Other things you can do is self care. You have to make it a priority. For ex, I'm a better mom when I work out regularly. I need endorphins and the relaxation that comes with a good workout. I also like hot baths and massages. Those keep me sane.
caybeh, bookitboo, @gotgingy, leviosa, laurenash323 thanks for all your support. I just felt so sad when MH told me he was enjoying fatherhood much more than he ever expected to (so sweet). I instantly thought that I was enjoying motherhood much LESS than I expected to!
A big part of the difference is that he had no siblings or cousins growing up. When we had kids, he knew he had no idea what he was doing - his expectations were low. I had siblings, cousins, babysitting - I knew how to take care of kids - I was born to be a mom, this was going to be easy.
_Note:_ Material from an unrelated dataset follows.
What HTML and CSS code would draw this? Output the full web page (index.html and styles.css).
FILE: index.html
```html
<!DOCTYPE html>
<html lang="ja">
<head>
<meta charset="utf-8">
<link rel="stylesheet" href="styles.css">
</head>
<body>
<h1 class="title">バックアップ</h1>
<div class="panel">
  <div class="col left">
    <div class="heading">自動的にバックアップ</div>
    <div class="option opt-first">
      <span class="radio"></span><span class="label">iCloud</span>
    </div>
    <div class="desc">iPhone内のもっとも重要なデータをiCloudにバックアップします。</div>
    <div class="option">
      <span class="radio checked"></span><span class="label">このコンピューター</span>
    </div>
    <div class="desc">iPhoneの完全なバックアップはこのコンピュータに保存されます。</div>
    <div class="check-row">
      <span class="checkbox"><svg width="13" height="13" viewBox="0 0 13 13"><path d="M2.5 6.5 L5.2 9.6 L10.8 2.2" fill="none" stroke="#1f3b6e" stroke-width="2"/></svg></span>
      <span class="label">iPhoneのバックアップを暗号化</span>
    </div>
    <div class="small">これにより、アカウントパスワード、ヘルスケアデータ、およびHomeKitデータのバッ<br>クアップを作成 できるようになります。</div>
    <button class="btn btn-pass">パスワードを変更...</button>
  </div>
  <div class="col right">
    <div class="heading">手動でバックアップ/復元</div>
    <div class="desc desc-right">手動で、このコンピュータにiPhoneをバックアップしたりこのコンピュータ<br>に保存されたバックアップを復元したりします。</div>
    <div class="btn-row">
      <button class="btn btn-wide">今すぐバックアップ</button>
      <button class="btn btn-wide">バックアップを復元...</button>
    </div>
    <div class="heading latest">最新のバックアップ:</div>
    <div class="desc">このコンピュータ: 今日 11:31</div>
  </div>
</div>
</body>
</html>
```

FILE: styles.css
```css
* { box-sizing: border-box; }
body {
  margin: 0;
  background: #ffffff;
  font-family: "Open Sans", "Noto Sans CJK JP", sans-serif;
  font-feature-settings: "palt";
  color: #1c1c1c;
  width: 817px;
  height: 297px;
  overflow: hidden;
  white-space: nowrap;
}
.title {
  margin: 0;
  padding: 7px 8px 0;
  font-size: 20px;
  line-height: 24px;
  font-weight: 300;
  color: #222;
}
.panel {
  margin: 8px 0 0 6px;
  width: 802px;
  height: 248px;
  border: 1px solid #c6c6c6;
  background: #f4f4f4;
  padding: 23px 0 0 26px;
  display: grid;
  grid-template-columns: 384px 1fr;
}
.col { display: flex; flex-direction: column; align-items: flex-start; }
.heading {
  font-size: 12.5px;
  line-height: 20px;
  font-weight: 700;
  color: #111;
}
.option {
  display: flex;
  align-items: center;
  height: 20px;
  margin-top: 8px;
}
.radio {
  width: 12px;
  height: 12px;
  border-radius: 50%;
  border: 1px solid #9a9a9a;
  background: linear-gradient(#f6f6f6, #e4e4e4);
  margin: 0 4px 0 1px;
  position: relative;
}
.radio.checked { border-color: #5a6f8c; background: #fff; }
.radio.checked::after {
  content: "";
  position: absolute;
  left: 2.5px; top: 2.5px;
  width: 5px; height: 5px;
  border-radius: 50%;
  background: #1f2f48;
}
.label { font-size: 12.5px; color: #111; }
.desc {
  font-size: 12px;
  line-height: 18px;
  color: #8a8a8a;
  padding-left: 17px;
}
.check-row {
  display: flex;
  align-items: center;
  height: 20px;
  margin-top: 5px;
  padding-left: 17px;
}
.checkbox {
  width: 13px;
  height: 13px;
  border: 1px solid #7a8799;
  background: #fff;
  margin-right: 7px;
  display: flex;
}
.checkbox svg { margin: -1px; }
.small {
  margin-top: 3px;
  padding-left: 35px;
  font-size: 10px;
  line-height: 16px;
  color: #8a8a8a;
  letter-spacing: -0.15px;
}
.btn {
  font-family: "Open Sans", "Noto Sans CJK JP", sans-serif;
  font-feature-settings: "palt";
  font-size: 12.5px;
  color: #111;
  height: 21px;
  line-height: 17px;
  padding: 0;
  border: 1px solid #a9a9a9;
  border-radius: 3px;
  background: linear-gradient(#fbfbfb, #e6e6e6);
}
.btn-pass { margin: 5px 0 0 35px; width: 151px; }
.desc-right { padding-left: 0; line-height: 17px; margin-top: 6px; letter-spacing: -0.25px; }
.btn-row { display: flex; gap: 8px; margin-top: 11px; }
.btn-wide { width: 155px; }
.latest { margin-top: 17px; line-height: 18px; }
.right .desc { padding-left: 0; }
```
Well, surprise, it's not easy!
I definitely think I will do some research for a local therapist.
DD lost and born 9/18/2013 at 24 weeks (Trisomy 18) DS born 6/16/2015 (at 39 weeks 6 days, after emergency cerclage at 23 weeks and 14 weeks of bed rest)
Post by saltandvinegar on Apr 3, 2017 15:23:56 GMT -5
salmon2017, - A therapist may be a good idea but sometimes it can be helpful to just call another "mom" friend to vent & let it out at the time. The longer I hold stuff in the worse it becomes. I have a BFF that I should just start paying & calling her my therapist because I feel so much better after a vent session with her. I've stopped reading and researching so much & am learning to just go with the flow & do what feels right at the time. It takes a lot of the pressure off of worrying whether I'm doing it "right".
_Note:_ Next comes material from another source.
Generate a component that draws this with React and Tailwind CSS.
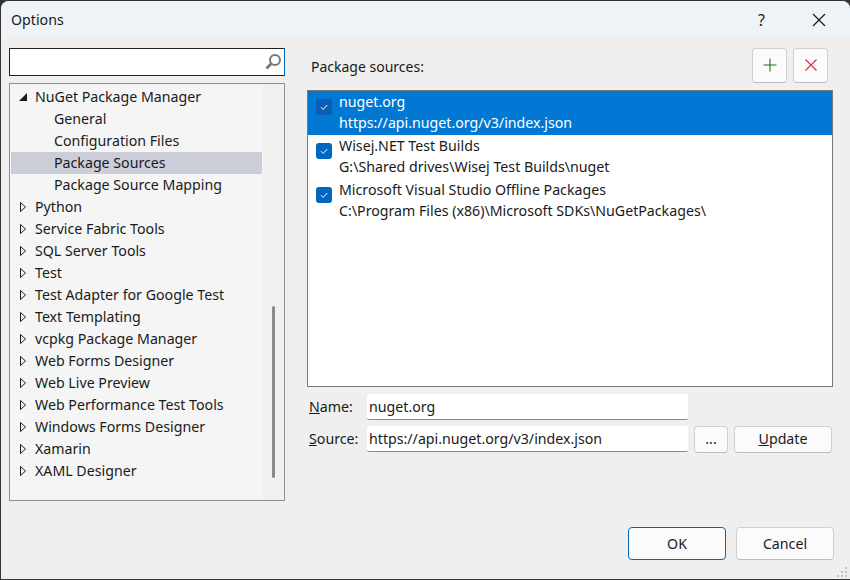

@wicky, - When I was pregnant with DS, one of the reasons I wanted to find out the sex ahead of time was because everyone in the family wanted a girl (there were already 7 boys) and even DH already had a son so he wanted a girl too. I didn't want there to be any disappointment when I actually delivered. I think there was some initial disappointment when we found out and now I feel so silly about it. I can't image anything other than him & am so happy that we had a boy. This time around I still think it would be fun to have a girl but having a boy has been so fun & perfect that I kind want it to be another boy!
@wicky the glass is out but they had to cut into my foot to get the glass out which is why it hurts. It's currently feeling ok. It was about 1/4 inch of glass
[ High Risk for Intrahepatic Cholestasis of Pregnancy - Fight the Itch Save a Life Kayden October 21, 2012 and Mira August 16, 2014 Angels Lucas, Serena, and Ana
@gotgingy, we had to do hours of intensive in-home behavioral therapy. He finally quit physically attacking me and his behavior at home leveled out. I use a point system for him now that focuses on positive reinforcement and I had immediate success with it. Six months ago we were discussing whether we needed to put him in a facility that helps kids with behavioral problems. Then we started seeing a new therapist and she recommended the point system and his behavior transformed so much that we no longer needed to discuss putting him anywhere. If you ever need to talk to someone feel free to pm me.
@gotgingy, I always call DS1's outbursts toddler tantrums too. It's the only way to describe them. He is 14 too so way to old to be doing that. We recently started him on time released Focalin (I think that is how you spell it). I feel like that helps his ADHD and keeps him from being so compulsive with his behavior.
I checked in earlier and didn't write anything because emotional. It's a long, sordid tale (not that long or sordid but legitimately not worth sharing). My best friend had a baby! And I'm thrilled but I'm sad that I can't be there for her and sad for myself and jealous of her med-free, fast labor. So lots of feelings today.
And I'm 100% over having daily headaches so that's a pregnancy symptom that can GTFO.